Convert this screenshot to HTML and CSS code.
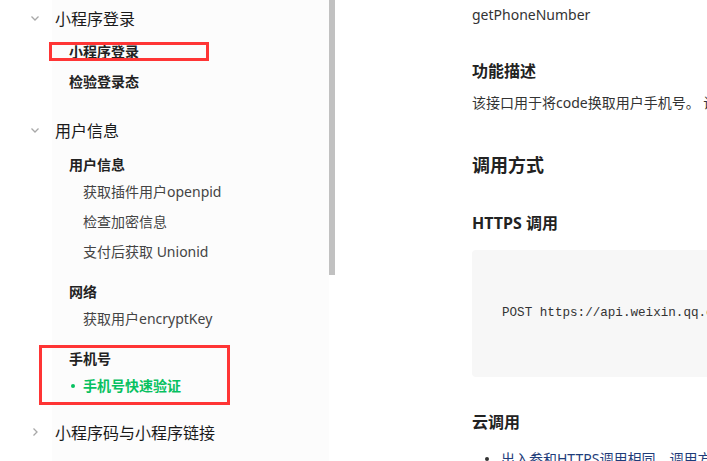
FILE: index.html
```html
<!DOCTYPE html>
<html lang="zh-CN">
<head>
<meta charset="utf-8">
<title>手机号快速验证</title>
<link rel="stylesheet" href="styles.css">
</head>
<body>
<div class="page">
  <aside class="sidebar">
    <section class="group">
      <div class="group-title"><svg class="chev" viewBox="0 0 10 10" width="10" height="10"><polyline points="1.5,3.5 5,7 8.5,3.5" /></svg><span>小程序登录</span></div>
      <ul class="items">
        <li class="item strong">小程序登录</li>
        <li class="item strong">检验登录态</li>
      </ul>
    </section>
    <section class="group g2">
      <div class="group-title"><svg class="chev" viewBox="0 0 10 10" width="10" height="10"><polyline points="1.5,3.5 5,7 8.5,3.5" /></svg><span>用户信息</span></div>
      <div class="sub first">用户信息</div>
      <ul class="leaves">
        <li class="leaf">获取插件用户openpid</li>
        <li class="leaf">检查加密信息</li>
        <li class="leaf">支付后获取 Unionid</li>
      </ul>
      <div class="sub">网络</div>
      <ul class="leaves">
        <li class="leaf">获取用户encryptKey</li>
      </ul>
      <div class="sub">手机号</div>
      <ul class="leaves">
        <li class="leaf active"><i class="dot"></i>手机号快速验证</li>
      </ul>
    </section>
    <section class="group g3">
      <div class="group-title"><svg class="chev" viewBox="0 0 10 10" width="10" height="10"><polyline points="3.5,1.5 7,5 3.5,8.5" /></svg><span>小程序码与小程序链接</span></div>
    </section>
    <div class="mark mark-1"></div>
    <div class="mark mark-2"></div>
  </aside>
  <div class="scroll"><div class="thumb"></div></div>
  <main class="content">
    <p class="api-name">getPhoneNumber</p>
    <h3 class="h3 first-h">功能描述</h3>
    <p class="desc">该接口用于将code换取用户手机号。 说明，每个code只能使用一次，code的有效期为5min</p>
    <h2 class="h2">调用方式</h2>
    <h3 class="h3 https">HTTPS 调用</h3>
    <pre class="code">POST https://api.weixin.qq.com/wxa/business/getuserphonenumber?access_token=ACCESS_TOKEN</pre>
    <h3 class="h3 cloud">云调用</h3>
    <ul class="bullets">
      <li class="bullet"><i class="bdot"></i>出入参和HTTPS调用相同，调用方式可查看云调用说明文档</li>
    </ul>
  </main>
</div>
</body>
</html>
```

FILE: styles.css
```css
html, body {
  margin: 0;
  padding: 0;
  background: #ffffff;
  overflow: hidden;
}
body {
  font-family: "Noto Sans", "Noto Sans CJK SC", sans-serif;
  color: #333;
  width: 707px;
  height: 461px;
}
.page {
  display: flex;
  align-items: flex-start;
  height: 461px;
}
.sidebar {
  position: relative;
  flex: 0 0 329px;
  height: 461px;
  background: linear-gradient(to right, #ffffff 52px, #fcfcfc 52px);
}
ul { list-style: none; margin: 0; padding: 0; }

.group-title {
  display: flex;
  align-items: center;
  height: 36px;
  font-size: 16px;
  color: #1a1a1a;
}
.chev {
  margin-left: 30px;
  margin-right: 15px;
  fill: none;
  stroke: #a8a8a8;
  stroke-width: 1.3;
}
.items { margin-top: 1px; }
.item {
  height: 30px;
  line-height: 30px;
  padding-left: 69px;
  font-size: 14px;
}
.strong { font-weight: 700; color: #222; }

.g2 { margin-top: 15px; }
.sub {
  height: 24px;
  line-height: 24px;
  padding-left: 69px;
  font-size: 14px;
  font-weight: 700;
  color: #222;
  margin-top: 13px;
}
.sub.first { margin-top: 5px; }
.leaf {
  height: 30px;
  line-height: 30px;
  padding-left: 83px;
  font-size: 14px;
  color: #444;
  position: relative;
}
.leaf.active {
  color: #07c160;
  font-weight: 700;
}
.dot {
  position: absolute;
  left: 71px;
  top: 13px;
  width: 4px;
  height: 4px;
  border-radius: 50%;
  background: #07c160;
}
.g3 { margin-top: 13px; }

.mark {
  position: absolute;
  box-sizing: border-box;
  border: 3px solid #ff3535;
}
.mark-1 { left: 49px; top: 42px; width: 160px; height: 19px; }
.mark-2 { left: 39px; top: 345px; width: 191px; height: 60px; }

.scroll {
  flex: 0 0 6px;
  height: 461px;
}
.thumb {
  height: 275px;
  background: #c1c1c1;
}

.content {
  flex: 0 0 auto;
  width: 600px;
  padding-left: 137px;
  font-size: 14px;
}
.api-name {
  margin: 0;
  line-height: 30px;
  color: #333;
}
.h3 {
  margin: 0;
  font-size: 16px;
  line-height: 24px;
  font-weight: 700;
  color: #222;
}
.first-h { margin-top: 29px; }
.desc {
  margin: 8px 0 0;
  line-height: 24px;
  white-space: nowrap;
  color: #333;
}
.h2 {
  margin: 36px 0 0;
  font-size: 18px;
  line-height: 28px;
  font-weight: 700;
  color: #222;
}
.https { margin-top: 32px; }
.code {
  margin: 15px 0 0;
  box-sizing: border-box;
  height: 127px;
  padding: 53px 30px 0;
  background: #f7f7f7;
  border-radius: 4px;
  font-family: "Liberation Mono", "DejaVu Sans Mono", monospace;
  font-size: 12.6px;
  line-height: 20px;
  color: #333;
  white-space: pre;
  overflow: hidden;
}
.cloud { margin-top: 33px; }
.bullets {
  margin-top: 13px;
}
.bullet {
  position: relative;
  padding-left: 29px;
  line-height: 24px;
  color: #1f3d7a;
  white-space: nowrap;
}
.bdot {
  position: absolute;
  left: 13px;
  top: 10px;
  width: 4px;
  height: 4px;
  border-radius: 50%;
  background: #333;
}
```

- WHAT YOU SHOULD DO
Please write out all the data again word for word, but not the pictures.

- OUTPUT OF THE EXERCISE
Convert this screenshot to HTML and CSS code.
FILE: index.html
```html
<!DOCTYPE html>
<html lang="zh-CN">
<head>
<meta charset="utf-8">
<title>手机号快速验证</title>
<link rel="stylesheet" href="styles.css">
</head>
<body>
<div class="page">
  <aside class="sidebar">
    <section class="group">
      <div class="group-title"><svg class="chev" viewBox="0 0 10 10" width="10" height="10"><polyline points="1.5,3.5 5,7 8.5,3.5" /></svg><span>小程序登录</span></div>
      <ul class="items">
        <li class="item strong">小程序登录</li>
        <li class="item strong">检验登录态</li>
      </ul>
    </section>
    <section class="group g2">
      <div class="group-title"><svg class="chev" viewBox="0 0 10 10" width="10" height="10"><polyline points="1.5,3.5 5,7 8.5,3.5" /></svg><span>用户信息</span></div>
      <div class="sub first">用户信息</div>
      <ul class="leaves">
        <li class="leaf">获取插件用户openpid</li>
        <li class="leaf">检查加密信息</li>
        <li class="leaf">支付后获取 Unionid</li>
      </ul>
      <div class="sub">网络</div>
      <ul class="leaves">
        <li class="leaf">获取用户encryptKey</li>
      </ul>
      <div class="sub">手机号</div>
      <ul class="leaves">
        <li class="leaf active"><i class="dot"></i>手机号快速验证</li>
      </ul>
    </section>
    <section class="group g3">
      <div class="group-title"><svg class="chev" viewBox="0 0 10 10" width="10" height="10"><polyline points="3.5,1.5 7,5 3.5,8.5" /></svg><span>小程序码与小程序链接</span></div>
    </section>
    <div class="mark mark-1"></div>
    <div class="mark mark-2"></div>
  </aside>
  <div class="scroll"><div class="thumb"></div></div>
  <main class="content">
    <p class="api-name">getPhoneNumber</p>
    <h3 class="h3 first-h">功能描述</h3>
    <p class="desc">该接口用于将code换取用户手机号。 说明，每个code只能使用一次，code的有效期为5min</p>
    <h2 class="h2">调用方式</h2>
    <h3 class="h3 https">HTTPS 调用</h3>
    <pre class="code">POST https://api.weixin.qq.com/wxa/business/getuserphonenumber?access_token=ACCESS_TOKEN</pre>
    <h3 class="h3 cloud">云调用</h3>
    <ul class="bullets">
      <li class="bullet"><i class="bdot"></i>出入参和HTTPS调用相同，调用方式可查看云调用说明文档</li>
    </ul>
  </main>
</div>
</body>
</html>
```

FILE: styles.css
```css
html, body {
  margin: 0;
  padding: 0;
  background: #ffffff;
  overflow: hidden;
}
body {
  font-family: "Noto Sans", "Noto Sans CJK SC", sans-serif;
  color: #333;
  width: 707px;
  height: 461px;
}
.page {
  display: flex;
  align-items: flex-start;
  height: 461px;
}
.sidebar {
  position: relative;
  flex: 0 0 329px;
  height: 461px;
  background: linear-gradient(to right, #ffffff 52px, #fcfcfc 52px);
}
ul { list-style: none; margin: 0; padding: 0; }

.group-title {
  display: flex;
  align-items: center;
  height: 36px;
  font-size: 16px;
  color: #1a1a1a;
}
.chev {
  margin-left: 30px;
  margin-right: 15px;
  fill: none;
  stroke: #a8a8a8;
  stroke-width: 1.3;
}
.items { margin-top: 1px; }
.item {
  height: 30px;
  line-height: 30px;
  padding-left: 69px;
  font-size: 14px;
}
.strong { font-weight: 700; color: #222; }

.g2 { margin-top: 15px; }
.sub {
  height: 24px;
  line-height: 24px;
  padding-left: 69px;
  font-size: 14px;
  font-weight: 700;
  color: #222;
  margin-top: 13px;
}
.sub.first { margin-top: 5px; }
.leaf {
  height: 30px;
  line-height: 30px;
  padding-left: 83px;
  font-size: 14px;
  color: #444;
  position: relative;
}
.leaf.active {
  color: #07c160;
  font-weight: 700;
}
.dot {
  position: absolute;
  left: 71px;
  top: 13px;
  width: 4px;
  height: 4px;
  border-radius: 50%;
  background: #07c160;
}
.g3 { margin-top: 13px; }

.mark {
  position: absolute;
  box-sizing: border-box;
  border: 3px solid #ff3535;
}
.mark-1 { left: 49px; top: 42px; width: 160px; height: 19px; }
.mark-2 { left: 39px; top: 345px; width: 191px; height: 60px; }

.scroll {
  flex: 0 0 6px;
  height: 461px;
}
.thumb {
  height: 275px;
  background: #c1c1c1;
}

.content {
  flex: 0 0 auto;
  width: 600px;
  padding-left: 137px;
  font-size: 14px;
}
.api-name {
  margin: 0;
  line-height: 30px;
  color: #333;
}
.h3 {
  margin: 0;
  font-size: 16px;
  line-height: 24px;
  font-weight: 700;
  color: #222;
}
.first-h { margin-top: 29px; }
.desc {
  margin: 8px 0 0;
  line-height: 24px;
  white-space: nowrap;
  color: #333;
}
.h2 {
  margin: 36px 0 0;
  font-size: 18px;
  line-height: 28px;
  font-weight: 700;
  color: #222;
}
.https { margin-top: 32px; }
.code {
  margin: 15px 0 0;
  box-sizing: border-box;
  height: 127px;
  padding: 53px 30px 0;
  background: #f7f7f7;
  border-radius: 4px;
  font-family: "Liberation Mono", "DejaVu Sans Mono", monospace;
  font-size: 12.6px;
  line-height: 20px;
  color: #333;
  white-space: pre;
  overflow: hidden;
}
.cloud { margin-top: 33px; }
.bullets {
  margin-top: 13px;
}
.bullet {
  position: relative;
  padding-left: 29px;
  line-height: 24px;
  color: #1f3d7a;
  white-space: nowrap;
}
.bdot {
  position: absolute;
  left: 13px;
  top: 10px;
  width: 4px;
  height: 4px;
  border-radius: 50%;
  background: #333;
}
```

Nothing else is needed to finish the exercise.